Basic Information
Authors EKIM YURTSEVER, JACOB LAMBERT, ALEXANDER CARBALLO, AND KAZUYA TAKEDA
Organization Graduate School of Informatics, Nagoya University, Nagoya 464-8603, Japan Tier IV Inc., Nagoya 113-0033, Japan
Source IEEE access journal
Content
Intorduction
According to a recent technical report by the National Highway Traffic Safety Administration (NHTSA), 94% of road accidents are caused by human errors. Against this backdrop, Automated Driving Systems (ADSs) are being developed with the promise of preventing accidents, reducing emissions, transporting the mobility-impaired and reducing driving related stress. If widespread deployment can be realized, annual social benefits of ADSs are projected to reach nearly $800 billion by 2050 through congestion mitigation, road casualty reduction, decreased energy consumption and increased productivity caused by the reallocation of driving time.
The Society of Automotive Engineers (SAE) refers to hardware-software systems that can execute dynamic driving tasks (DDT) on a sustainable basis as ADS
Prospects and challenges
Social impact
- Solving problems: preventing traffic accidents, mitigating traffic congestions, reducing emissions
- Arising opportunities: reallocation of driving time, transporting the mobility impaired
- New trends: consuming Mobility as a Service (MaaS), logistics revolution
Challenges
ADSs are complicated robotic systems that operate in indeterministic environments. As such, there are myriad scenarios with unsolved issues.
The Society of Automotive Engineers (SAE) defined five levels of driving automation.
- Level zero stands for no automation at all.
- Level one: Primitive driver assistance systems such as adaptive cruise control, anti-lock braking systems and stability control.
- level two: partial automation to which advanced assistance systems such as emergency braking or collision avoidance are integrated. The real challenge starts above this level.
- Level three is conditional automation; the driver could focus on tasks other than driving during normal operation, however, s/he has to quickly respond to an emergency alert from the vehicle and be ready to take over. In addition, level three ADS operate only in limited operational design domains (ODDs) such as highways
- Level four: Human attention is not needed in any degree at level four and five. However, level four can only operate in limited ODDs where special infrastructure or detailed maps exist.
Level four and above driving automation in urban road networks is an open and challenging problem.

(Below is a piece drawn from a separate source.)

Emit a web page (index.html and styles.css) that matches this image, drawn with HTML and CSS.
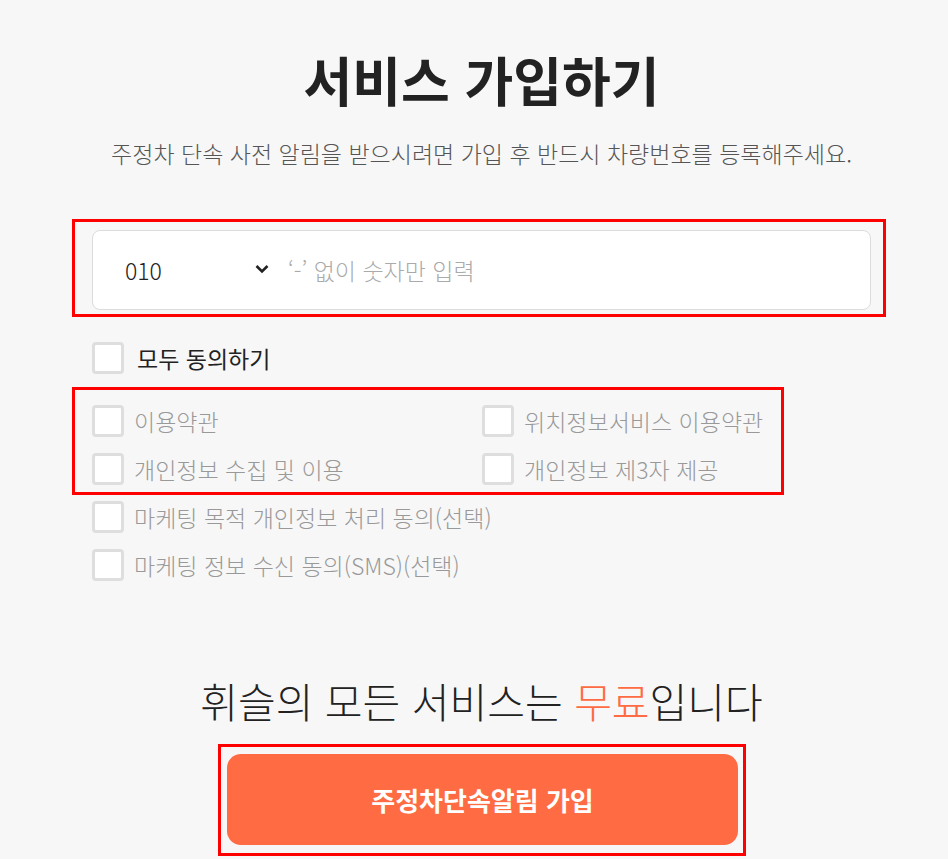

System components and architecture
Figure 1. A high level classification of automated driving system architectures.
ADSs are designed either as standalone, ego-only systems or connected multi-agent systems. Furthermore, these design philosophies are realized with two alternative approaches: modular or endto-end driving.
Ego-only systems
The ego-only approach is to carry all of the necessary automated driving operations on a single self-sufficient vehicle at all times, whereas a connected ADS may or may not depend on other vehicles and infrastructure elements given the situation.
modular systems
Modular systems, referred as the mediated approach in some works, are structured as a pipeline of separate components linking sensory inputs to actuator outputs. Core functions of a modular ADS can be summarized as: localization and mapping, perception, assessment, planning and decision making, vehicle control, and human-machine interface.
The major disadvantages of modular systems are being prone to error propagation and over-complexity. For example, in the unfortunate Tesla accident, an error in the perception module in the form of a misclassification of a white trailer as sky, propagated down the pipeline until failure, causing the first ADS related fatality
End-to-end driving
End-to-end driving, referred as direct perception in some studies, generate ego-motion directly from sensory inputs.There are three main approaches for end-to-end driving: direct supervised deep learning, neuroevolution and the more recent deep reinforcement learning.
Figure 2. Information flow diagrams of: (a) a generic modular system, and (b) an end-to-end driving system.
Related works | Learning/training strategy | Pros/cons |
---|---|---|
Direct supervised deep learning | imitates the target data. Can be trained offline. Poor generalization performance | |
Deep reinforcement learning | Learning the optimum way of driving. Require online interaction. Urban driving has not been achieved yet | |
Neuroevolution | No backpropagation. Requires online interaction. Real world driving has not been achieved yet. |
Table 1. Common end-to-end driving approaches.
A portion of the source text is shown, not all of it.